At the start of the second set Scofield’s “Pretty Out” featured a scaled down version of the ensemble that offered soloing opportunities to Scofield, Taylor, Swallow and Stewart. But the most striking thing about hearing this performance twenty six years on is hearing the mercurial solo by Kenny Wheeler, a welcome reminder of just what a fiery player he could be.
Gibbs’ “Blueprint” was commissioned by his ‘alma mater, the famous Berklee College of Music in Boston but was actually premièred on this tour. Introduced by Stewart at the drums the piece boasted a big, resonant large ensemble sound and included solos from Scofield on guitar and the irrepressible Steve Swallow on nimble, dexterous five string electric bass.
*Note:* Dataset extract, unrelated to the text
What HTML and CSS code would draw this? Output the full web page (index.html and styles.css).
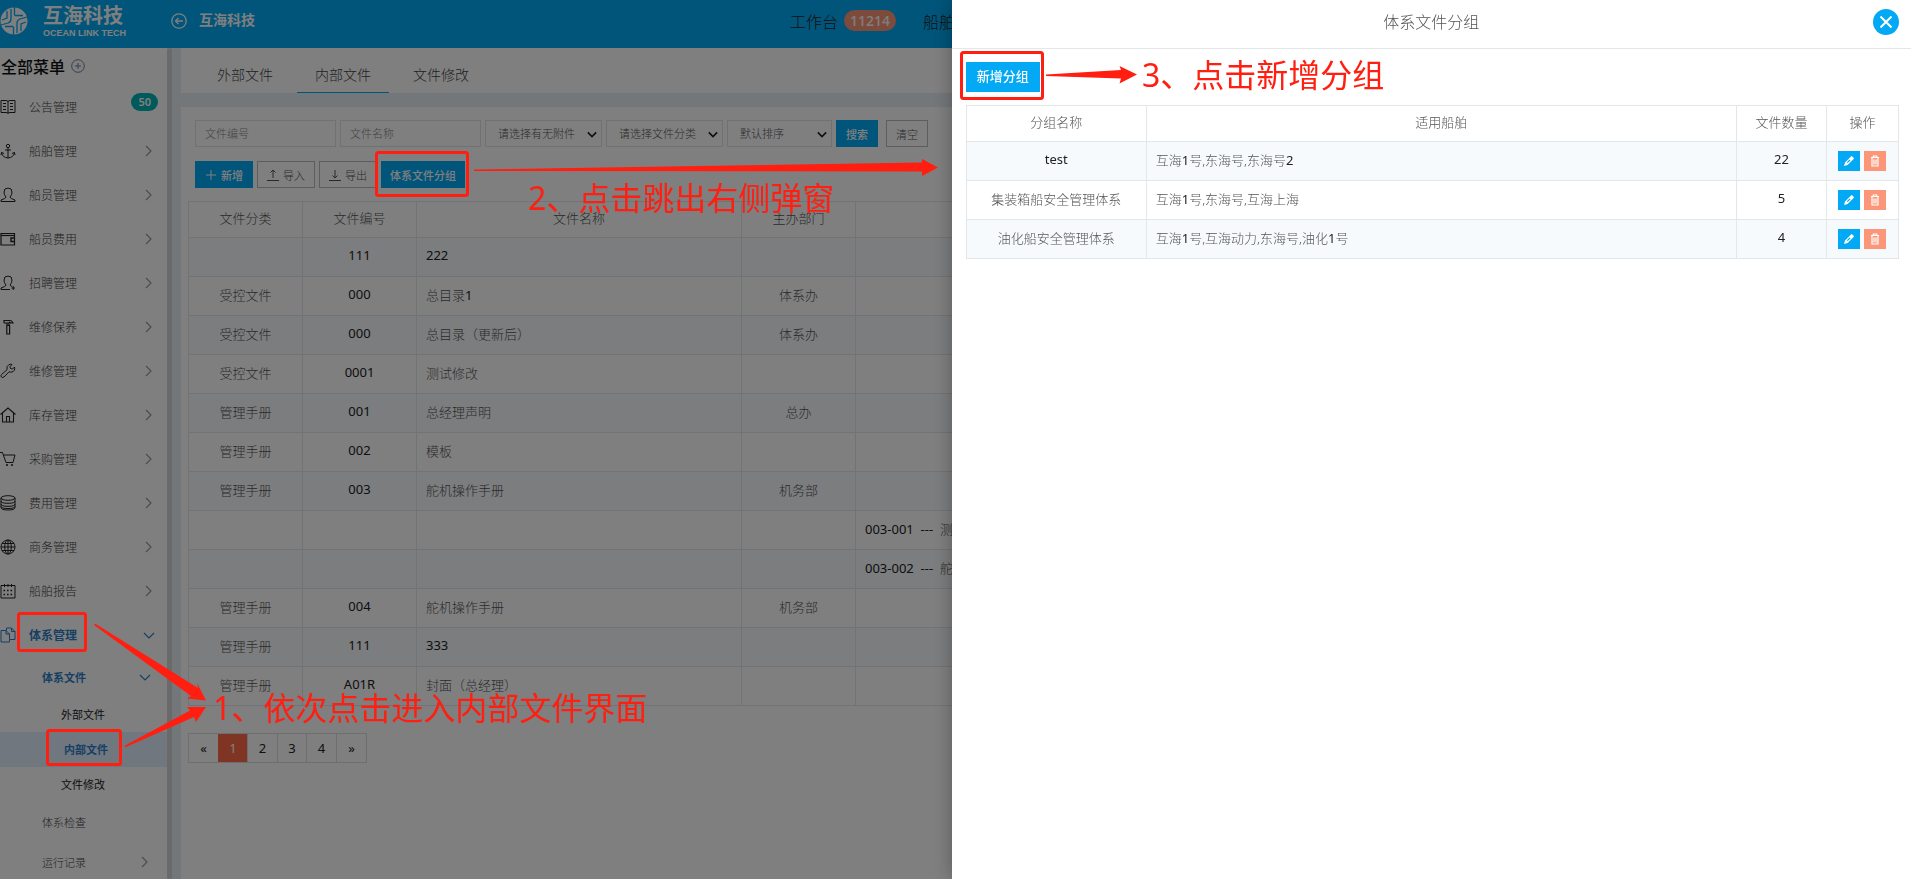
FILE: index.html
```html
<!DOCTYPE html>
<html lang="zh-CN">
<head>
<meta charset="utf-8">
<title>体系文件分组</title>
<link rel="stylesheet" href="styles.css">
</head>
<body>
<svg class="defs" aria-hidden="true">
  <symbol id="chev-r" viewBox="0 0 12 12"><path d="M3 1l5 5-5 5"/></symbol>
  <symbol id="chev-d" viewBox="0 0 12 12"><path d="M1 4l5 5 5-5"/></symbol>
  <symbol id="pencil" viewBox="0 0 12 12"><path d="M1 11l1-3.6L8 1.4q.6-.6 1.300 0l1.300 1.300q.6.6 0 1.300L4.600 10z" fill="#fff"/><path d="M4.300 7.700L7 5" stroke="#03a9f4" stroke-width="1.200"/></symbol>
  <symbol id="trash" viewBox="0 0 12 12"><path d="M2 2.500h8M4.300 2V1h3.400v1M3 3v8h6V3M5 4.500v5M7 4.500v5" fill="none" stroke="#fff" stroke-width="1.200"/></symbol>
</svg>
<div class="app">
  <header class="topbar">
    <div class="logo">
      <svg width="28" height="28" viewBox="0 0 28 28"><circle cx="14" cy="14" r="13.500" fill="#fff"/><path d="M14.500 0v8.500M15 8.500h8M11 2v10q0 3-3 4l-7 2M7 4v7l-5 2M13.500 28v-8.500M13 19.500H5M17 26V16q0-3 3-4l7-2M21 24v-7l5-2" fill="none" stroke="#03a9f4" stroke-width="1.300"/></svg>
      <div class="logo-text"><span class="logo-cn">互海科技</span><span class="logo-en">OCEAN LINK TECH</span></div>
    </div>
    <button class="back" aria-label="返回"><svg width="16" height="16" viewBox="0 0 16 16" fill="none" stroke="#fff" stroke-width="1.300"><circle cx="8" cy="8" r="7.200"/><path d="M12 8H4.500M7.500 5l-3 3 3 3"/></svg></button>
    <strong class="company">互海科技</strong>
    <nav class="topnav"><a href="#">工作台</a><span class="count">11214</span><a href="#" class="ship">船舶</a></nav>
  </header>
  <div class="body">
    <aside class="sidebar">
      <h2 class="menu-title">全部菜单 <svg width="14" height="14" viewBox="0 0 14 14" fill="none" stroke="#6a7f9c"><circle cx="7" cy="7" r="6.300"/><path d="M7 4v6M4 7h6"/></svg></h2>
      <ul class="menu">
        <li><a href="#"><svg class="ic" viewBox="0 0 16 16"><path d="M8 3v11.500M1 1.500h5q2 0 2 1.500 0-1.500 2-1.500h5v12h-5q-2 0-2 1 0-1-2-1H1zM3 4.500h3M3 7.500h3M3 10.500h3M10 4.500h3M10 7.500h3M10 10.500h3"/></svg>公告管理<span class="pill">50</span></a></li>
        <li><a href="#"><svg class="ic" viewBox="0 0 16 16"><circle cx="8" cy="3" r="1.700"/><path d="M8 5v10M5 7h6M1.500 9.500q1 5 6.500 5.500 5.500-.5 6.500-5.500M1 12l.6-2.500L4 10.500M15 12l-.6-2.500L12 10.500"/></svg>船舶管理<svg class="ch"><use href="#chev-r"/></svg></a></li>
        <li><a href="#"><svg class="ic" viewBox="0 0 16 16"><path d="M6 10q-2-2-2-5 0-4 4-4t4 4q0 3-2 5 0 1.500 5 3v1.500H1V13q5-1.500 5-3z"/></svg>船员管理<svg class="ch"><use href="#chev-r"/></svg></a></li>
        <li><a href="#"><svg class="ic" viewBox="0 0 16 16"><path d="M1 2.500h13.500v11.500H1z" stroke-width="1.200"/><path d="M1 4.500h13.500" stroke-width="1.200"/><path d="M14.500 7h-3.500v3.500h3.500" stroke-width="1.400"/></svg>船员费用<svg class="ch"><use href="#chev-r"/></svg></a></li>
        <li><a href="#"><svg class="ic" viewBox="0 0 16 16"><path d="M10 14.500H1V13q5-1.500 5-3-2-2-2-5 0-4 4-4t4 4q0 3-2 5 .5 1 2 1.500M11.500 13H15M13.200 11v4"/></svg>招聘管理<svg class="ch"><use href="#chev-r"/></svg></a></li>
        <li><a href="#"><svg class="ic" viewBox="0 0 16 16"><path d="M4 4V1.500h6q2 0 3 2.500h-2.500q0-1-1.500-1M4 4h5v2M7 4v3M6.800 6.500h2.800v8.500H6.800z" stroke-width="1.200"/></svg>维修保养<svg class="ch"><use href="#chev-r"/></svg></a></li>
        <li><a href="#"><svg class="ic" viewBox="0 0 16 16"><path d="M14.500 4q1 4-2.500 5-1.500.4-3-.2L4 14q-1.500 1-2.600 0-1-1.200.2-2.500L7 6.700Q6.300 3 9 1.600q1.500-.7 3-.2L10 3.700l.5 1.800 2 .5z"/></svg>维修管理<svg class="ch"><use href="#chev-r"/></svg></a></li>
        <li><a href="#"><svg class="ic" viewBox="0 0 16 16"><path d="M.5 7.500L8 1l7.500 6.500M2.500 6v9h11V6M6.500 15V9.500h3V15" stroke-width="1.100"/></svg>库存管理<svg class="ch"><use href="#chev-r"/></svg></a></li>
        <li><a href="#"><svg class="ic" viewBox="0 0 16 16"><path d="M0 1.500h2.500L6 11.500h7l2-7.500H3.500"/><circle cx="7" cy="14" r=".7"/><circle cx="12" cy="14" r=".7"/></svg>采购管理<svg class="ch"><use href="#chev-r"/></svg></a></li>
        <li><a href="#"><svg class="ic" viewBox="0 0 16 16"><ellipse cx="8" cy="3" rx="7" ry="2.300"/><path d="M1 3v9.500q0 2.500 7 2.500t7-2.500V3M1 6Q1 8.300 8 8.300T15 6M1 9q0 2.300 7 2.300T15 9M1 11.500q0 2 7 2t7-2"/></svg>费用管理<svg class="ch"><use href="#chev-r"/></svg></a></li>
        <li><a href="#"><svg class="ic" viewBox="0 0 16 16"><circle cx="8" cy="8" r="7"/><ellipse cx="8" cy="8" rx="3.300" ry="7"/><path d="M8 1v14M1 8h14M2 4.500h12M2 11.500h12"/></svg>商务管理<svg class="ch"><use href="#chev-r"/></svg></a></li>
        <li><a href="#"><svg class="ic" viewBox="0 0 16 16"><path d="M1 2.500h14v12.500H1zM4.500 1v3M8 1v3M11.500 1v3"/><path d="M3.500 7.500h9M3.500 11.500h9" stroke-width="1.600" stroke-dasharray="1.600 1.900"/></svg>船舶报告<svg class="ch"><use href="#chev-r"/></svg></a></li>
        <li><a href="#" class="on"><svg class="ic" viewBox="0 0 16 16"><path d="M6 3.500H1v11.500h8.500V12.500M6.500 1h5l3.500 3.500v8H9.500V7L6 3.500M11.500 1v3.500H15M6 3.500V7h3.500M6.500 1v2.500"/></svg>体系管理<svg class="ch"><use href="#chev-d"/></svg></a>
          <ul class="sub">
            <li><a href="#" class="on">体系文件<svg class="ch"><use href="#chev-d"/></svg></a>
              <ul class="leaf">
                <li><a href="#">外部文件</a></li>
                <li><a href="#" class="current">内部文件</a></li>
                <li><a href="#">文件修改</a></li>
              </ul>
            </li>
            <li><a href="#">体系检查</a></li>
            <li><a href="#">运行记录<svg class="ch"><use href="#chev-r"/></svg></a></li>
          </ul>
        </li>
      </ul>
    </aside>
    <div class="scrollbar"></div>
    <main class="main">
      <nav class="tabs"><a href="#">外部文件</a><a href="#" class="active">内部文件</a><a href="#">文件修改</a></nav>
      <section class="card">
        <form class="filters">
          <input type="text" placeholder="文件编号" aria-label="文件编号">
          <input type="text" placeholder="文件名称" aria-label="文件名称">
          <span class="sel"><select aria-label="附件"><option>请选择有无附件</option></select><svg viewBox="0 0 12 12"><use href="#chev-d"/></svg></span>
          <span class="sel"><select aria-label="分类"><option>请选择文件分类</option></select><svg viewBox="0 0 12 12"><use href="#chev-d"/></svg></span>
          <span class="sel short"><select aria-label="排序"><option>默认排序</option></select><svg viewBox="0 0 12 12"><use href="#chev-d"/></svg></span>
          <button type="button" class="btn primary">搜索</button>
          <button type="button" class="btn clear">清空</button>
        </form>
        <div class="actions">
          <button class="btn primary"><svg viewBox="0 0 12 12"><path d="M6 1v10M1 6h10"/></svg>新增</button>
          <button class="btn"><svg viewBox="0 0 12 12"><path d="M6 9V1M3.500 3.500L6 1l2.500 2.500M0 11.500h12"/></svg>导入</button>
          <button class="btn"><svg viewBox="0 0 12 12"><path d="M6 1v8M3.500 6.500L6 9l2.500-2.500M0 11.500h12"/></svg>导出</button>
          <button class="btn primary">体系文件分组</button>
        </div>
        <table class="grid files">
          <colgroup><col class="c-s"><col class="c-s"><col class="c-name"><col class="c-s"><col></colgroup>
          <thead><tr><th>文件分类</th><th>文件编号</th><th>文件名称</th><th>主办部门</th><th></th></tr></thead>
          <tbody>
            <tr><td></td><td><b>111</b></td><td><b>222</b></td><td></td><td></td></tr>
            <tr><td>受控文件</td><td><b>000</b></td><td>总目录<b>1</b></td><td>体系办</td><td></td></tr>
            <tr><td>受控文件</td><td><b>000</b></td><td>总目录（更新后）</td><td>体系办</td><td></td></tr>
            <tr><td>受控文件</td><td><b>0001</b></td><td>测试修改</td><td></td><td></td></tr>
            <tr><td>管理手册</td><td><b>001</b></td><td>总经理声明</td><td>总办</td><td></td></tr>
            <tr><td>管理手册</td><td><b>002</b></td><td>模板</td><td></td><td></td></tr>
            <tr><td>管理手册</td><td><b>003</b></td><td>舵机操作手册</td><td>机务部</td><td></td></tr>
            <tr><td></td><td></td><td></td><td></td><td><b>003-001 &nbsp;---&nbsp; </b>测试</td></tr>
            <tr><td></td><td></td><td></td><td></td><td><b>003-002 &nbsp;---&nbsp; </b>舵机</td></tr>
            <tr><td>管理手册</td><td><b>004</b></td><td>舵机操作手册</td><td>机务部</td><td></td></tr>
            <tr><td>管理手册</td><td><b>111</b></td><td><b>333</b></td><td></td><td></td></tr>
            <tr><td>管理手册</td><td><b>A01R</b></td><td>封面（总经理）</td><td></td><td></td></tr>
          </tbody>
        </table>
        <nav class="pager"><a href="#">«</a><a href="#" class="active">1</a><a href="#">2</a><a href="#">3</a><a href="#">4</a><a href="#">»</a></nav>
      </section>
    </main>
  </div>
</div>
<div class="mask"></div>
<section class="drawer" role="dialog" aria-labelledby="drawer-title">
  <header class="drawer-head">
    <h1 id="drawer-title">体系文件分组</h1>
    <button class="close" aria-label="关闭"><svg width="12" height="12" viewBox="0 0 12 12"><path d="M0.500 0.500l11 11M11.500 0.500l-11 11" stroke="#fff" stroke-width="2"/></svg></button>
  </header>
  <div class="drawer-body">
    <button class="add">新增分组</button>
    <table class="grid groups">
      <colgroup><col class="g-name"><col><col class="g-count"><col class="g-op"></colgroup>
      <thead><tr><th>分组名称</th><th>适用船舶</th><th>文件数量</th><th>操作</th></tr></thead>
      <tbody>
        <tr><td><b>test</b></td><td>互海<b>1</b>号,东海号,东海号<b>2</b></td><td><b>22</b></td><td><div class="ops"><button class="op" aria-label="编辑"><svg><use href="#pencil"/></svg></button><button class="op del" aria-label="删除"><svg><use href="#trash"/></svg></button></div></td></tr>
        <tr><td>集装箱船安全管理体系</td><td>互海<b>1</b>号,东海号,互海上海</td><td><b>5</b></td><td><div class="ops"><button class="op" aria-label="编辑"><svg><use href="#pencil"/></svg></button><button class="op del" aria-label="删除"><svg><use href="#trash"/></svg></button></div></td></tr>
        <tr><td>油化船安全管理体系</td><td>互海<b>1</b>号,互海动力,东海号,油化<b>1</b>号</td><td><b>4</b></td><td><div class="ops"><button class="op" aria-label="编辑"><svg><use href="#pencil"/></svg></button><button class="op del" aria-label="删除"><svg><use href="#trash"/></svg></button></div></td></tr>
      </tbody>
    </table>
  </div>
</section>
<div class="notes">
  <svg class="ink" width="1400" height="879" viewBox="0 0 1400 879" aria-hidden="true">
    <g fill="none" stroke="#ff1e10" stroke-width="3">
      <rect x="376.500" y="152.500" width="91" height="43" rx="2"/>
      <rect x="961.500" y="52.500" width="81" height="46" rx="2"/>
      <rect x="18.500" y="613.500" width="67" height="37" rx="2"/>
      <rect x="47.500" y="730.500" width="73" height="34" rx="2"/>
    </g>
    <g fill="#ff1e10">
      <path d="M474 169.500L922 162.500V159L938 167.500L922 176V171.500L474 171z"/>
      <path d="M1046 74.500L1121 70L1119.500 66L1137 74.500L1119.500 83.500L1121 78.500L1046 76z"/>
      <path d="M95 623.500L198 688L197 683L206 700.500L187 698.500L191 696L94 625z"/>
      <path d="M125 745.500L190 710.500L187 707L206 707L196 722L194 717L125 747.500z"/>
    </g>
  </svg>
  <p class="note n1">1、依次点击进入内部文件界面</p>
  <p class="note n2">2、点击跳出右侧弹窗</p>
  <p class="note n3">3、点击新增分组</p>
</div>
</body>
</html>
```

FILE: styles.css
```css
* { box-sizing: border-box; }
html, body { height: 100%; }
body {
  margin: 0;
  overflow: hidden;
  font-family: "Noto Sans", "Noto Sans CJK SC", sans-serif;
  font-size: 13px;
  font-weight: 300;
  color: #555;
  background: #fff;
}
a { color: inherit; text-decoration: none; }
ul { list-style: none; margin: 0; padding: 0; }
button, input, select { font: inherit; color: inherit; margin: 0; padding: 0; border: 0; border-radius: 0; }
b { font-weight: 400; color: #212121; }
.defs { position: absolute; width: 0; height: 0; }

.app { display: flex; flex-direction: column; height: 100vh; overflow: hidden; }
.topbar { display: flex; align-items: center; flex: none; height: 48px; padding-bottom: 7px; background: #03a9f4; color: #fff; box-shadow: 0 1px 3px rgba(0,0,0,.3); }
.logo { display: flex; align-items: center; gap: 15px; width: 171px; }
.logo-text { display: flex; flex-direction: column; }
.logo-cn { font-size: 20px; line-height: 24px; font-weight: 700; }
.logo-en { font: 700 9px/10px "Liberation Sans", sans-serif; }
.back { display: flex; background: none; }
.company { margin-left: 12px; font-size: 14px; line-height: 18px; padding-bottom: 2px; font-weight: 700; }
.topnav { display: flex; align-items: center; margin-left: 535px; font-size: 16px; color: #222; white-space: nowrap; }
.count { margin-left: 6px; padding: 0 6px; border-radius: 11px; background: #fb9678; color: #fff; font-size: 14px; line-height: 21px; font-weight: 500; }
.ship { margin-left: 27px; }

.body { display: flex; flex: 1; min-height: 0; background: #e9eef4; }
.sidebar { width: 167px; flex: none; overflow: hidden; background: #fff; }
.menu-title { display: flex; align-items: center; gap: 6px; height: 37px; margin: 0; padding: 0 0 2px 1px; font-size: 16px; font-weight: 500; color: #111; }
.menu a { display: flex; align-items: center; height: 44px; padding: 0 12px 1px 0; font-size: 12px; color: #444; }
.ic { width: 16px; height: 16px; margin-right: 13px; fill: none; stroke: #222; stroke-width: 1; }
.ch { width: 12px; height: 12px; margin-left: auto; fill: none; stroke: #999; stroke-width: 1.2; }
.pill { align-self: flex-start; margin: 8px -3px 0 auto; padding: 0 7px; border-radius: 9px; background: #00b5b8; color: #fff; font-size: 11px; line-height: 18px; font-weight: 600; }
.menu a.on { color: #2e7fc8; font-weight: 700; }
.on .ic, .on .ch { stroke: #2e7fc8; }
.menu .sub a { height: 40px; padding: 0 16px 1px 42px; font-size: 11px; }
.menu .leaf a { height: 35px; padding-left: 61px; color: #222; font-weight: 400; }
.menu .leaf a.current { padding-left: 64px; background: #e3efff; color: #2e7fc8; font-weight: 700; }
.scrollbar { flex: none; width: 5px; border-radius: 3px; background: #d4d4d4; }

.main { display: flex; flex-direction: column; flex: 1; min-width: 0; gap: 14px; margin-left: 9px; }
.tabs { display: flex; gap: 6px; height: 45px; padding-left: 18px; background: #fff; font-size: 14px; line-height: 54px; color: #444; }
.tabs a { padding: 0 18px; }
.tabs .active { border-bottom: 1px solid #03a9f4; }
.card { flex: 1; padding: 13px 7px; background: #fff; }
.filters, .actions { display: flex; gap: 4px; padding-left: 7px; font-size: 11px; }
.actions { margin-top: 14px; }
.filters input, .sel { width: 141px; height: 27px; border: 1px solid #e0e3e6; background: #fff; }
.filters input { padding: 0 9px; }
.filters input::placeholder { color: #888; opacity: 1; }
.sel { display: flex; align-items: center; width: 117px; padding-right: 4px; }
.sel.short { width: 105px; }
.sel select { flex: 1; min-width: 0; height: 25px; padding-left: 12px; appearance: none; background: none; }
.sel svg { flex: none; width: 10px; height: 10px; fill: none; stroke: #222; stroke-width: 2; }
.btn { display: flex; align-items: center; gap: 4px; height: 27px; padding: 0 9px; border: 1px solid #bbb; background: #fff; font-size: 11px; white-space: nowrap; color: #555; }
.btn svg { width: 12px; height: 12px; fill: none; stroke: currentColor; }
.btn.primary { border-color: #03a9f4; background: #03a9f4; color: #fff; font-weight: 500; }
.btn.clear { margin-left: 4px; }
.actions .btn:last-child { padding: 0 8px; }

.grid { width: 100%; border-collapse: collapse; table-layout: fixed; }
.grid th, .grid td { height: 39px; padding: 0 9px 4px; border: 1px solid #e4e7ea; font-weight: 300; text-align: center; white-space: nowrap; }
.grid th { height: 36px; }
.grid tbody tr:nth-child(odd) { background: #f7fafc; }
.files { margin-top: 13px; }
.c-s { width: 114px; }
.c-name { width: 325px; }
.files td:nth-child(3), .files td:nth-child(5), .groups td:nth-child(2) { text-align: left; }
.pager { display: flex; width: max-content; margin-top: 27px; border: 1px solid #ddd; color: #222; font-weight: 400; }
.pager a { width: 30px; line-height: 28px; border-left: 1px solid #ddd; text-align: center; }
.pager a:first-child { border-left: 0; width: 29px; }
.pager a:nth-child(even) { width: 29px; }
.pager a:last-child { width: 30px; }
.pager .active { border-color: #ff6849; background: #ff6849; color: #fff; }

.mask { position: fixed; inset: 0; background: rgba(0,0,0,.5); }
.drawer { position: fixed; top: 0; right: 0; bottom: 0; width: 50.2%; background: #fff; box-shadow: 0 0 18px rgba(0,0,0,.3); }
.drawer-head { display: flex; align-items: center; height: 49px; padding: 0 12px 5px 38px; border-bottom: 1px solid #e4e7ea; }
.drawer-head h1 { flex: 1; margin: 0; padding-bottom: 2px; font-size: 16px; font-weight: 300; text-align: center; }
.close { display: flex; align-items: center; justify-content: center; width: 26px; height: 26px; border-radius: 50%; background: #03a9f4; }
.drawer-body { padding: 13px 12px 13px 14px; }
.add { display: block; height: 30px; padding: 0 11px 3px; background: #03a9f4; color: #fff; font-weight: 500; }
.groups { margin-top: 13px; }
.g-name { width: 180px; }
.g-count { width: 90px; }
.g-op { width: 72px; }
.ops { display: flex; gap: 4px; justify-content: center; margin: 3px -8px 0 -9px; }
.op { display: flex; align-items: center; justify-content: center; width: 22px; height: 20px; background: #03a9f4; }
.op svg { width: 12px; height: 12px; }
.op.del { background: #fb9678; }

.notes { position: fixed; inset: 0; overflow: hidden; pointer-events: none; }
.ink { display: block; }
.note { position: absolute; margin: 0; font-size: 32px; line-height: 40px; font-weight: 400; color: #ff1e10; white-space: nowrap; }
.n1 { left: 213px; top: 688px; }
.n2 { left: 528px; top: 178px; }
.n3 { left: 1142px; top: 55px; }
```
Scofield’s “Science & Religion” represented a tour de force for the composer with its unaccompanied guitar intro and subsequent powerful, bluesy solo.
The final two pieces were a segue of Gibbs’ composition, “A World Without” combined with Scofield’s “Fat Lip”. Both retained elements of the blues, the first featuring Scofield’s guitar soloing above a richly textured backdrop and a supple bass and drum groove, the latter more overt and funky with Scofield and the entire band tearing it up on a barnstorming closer.
Hearing this concert in full again after more than a quarter of a century has been a richly rewarding experience, and not just because of the nostalgia involved. The music still sounds astonishingly fresh and contemporary, full of rich colours and textures, vibrant rhythms and inspired solos. It’s been a pleasure to absorb myself in the sound of this ensemble again after all this time and to revel in the finer details of this marvellous music making. This is music that sounds as vital today as it did when it was first played and recorded.
This double album represents an essential addition to the catalogues of both Mike Gibbs and John Scofield. This is a collaboration that both men can look back on with satisfaction and pride and it’s good to see this music being made available in the public domain at last.